Podcast Networks and the Growing Professionalization of Podcasting

Curator's Note

When podcasting emerged in the mid-2000s, the discourse surrounding this new media practice framed it as disruptive: a mostly user-generated form that operated outside the existing media industries, threatening mainstream media behemoths. That discourse of disruption continues today, even as podcasting has become increasingly professionalized, dominated by producers affiliated with traditional radio, television, film, and publishing institutions.

One trend signaling the growing professionalization of podcasting is the emergence of podcast networks. Following the broadcasting network model, podcasters have realized they can increase advertising and fundraising, streamline distribution, cut production costs, and attract bigger audiences by forming networks of interconnected podcasts. Examples include: PRX’s Radiotopia, Slate’s Panoply, Maximum Fun, Nerdist, 5by5, Gimlet Media (the subject of StartUp Season 1), American Public Media’s Infinite Guest, and Earwolf (subsidiary of ad-sales network Midroll).

In this promotional video for Radiotopia’s successful 2014 Kickstarter crowdfunding campaign, 99% Invisible host Roman Mars compares the podcast network to an indie record label. Elsewhere, Mars and PRX CEO Jake Shapiro have noted their network’s similarities to the standard radio station model. Alex Blumberg has said he wants to make Gimlet the “HBO of podcasts.” In the video, Mars also uses film and television industry jargon like “greenlight[ing]” new shows. All of these analogies suggest that, far from disrupting the status quo, podcast networks are replicating well-established media industry institutional structures and economic models.

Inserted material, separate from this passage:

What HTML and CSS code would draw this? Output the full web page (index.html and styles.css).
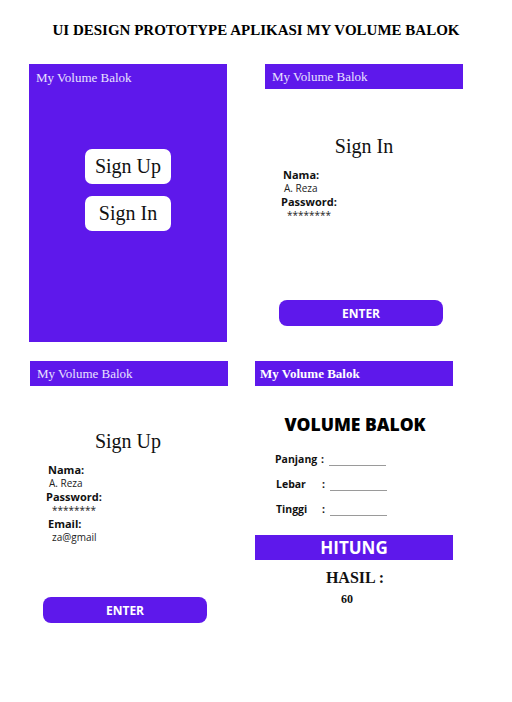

This consolidation into formalized networks is a mixed blessing. On the one hand, it has fostered innovative audio content and original “podcast-first” or “podcast-only” programming. No longer is podcasting merely a repository for recycled radio programming or second-rate extensions of existing media properties. On the other, amateur/DIY productions are being crowded out of the space, and disappearing with them are the utopian visions for podcasting as a democratizing force. It may be easy to create a podcast but it’s harder to find an audience; of the nearly 300,000 podcasts on iTunes, 95% have less than 2,000 listeners. Along with its commercialization, much of podcasting’s content today is formulaic and conservative (aesthetically if not also politically), replicating established genres, forms, and conventions. Over the past century, all new mass media have had a tendency to start open and full of revolutionary promise but then, as they gain social acceptance and economic viability, consolidate into increasingly closed systems – what Tim Wu terms “the Cycle.” Podcasting may be becoming yet another case of media history repeating itself.

Comments

Jeff Casey's picture

same as it ever was?

This is a great post, Andrew. I want to mostly agree with you and then quibble a bit.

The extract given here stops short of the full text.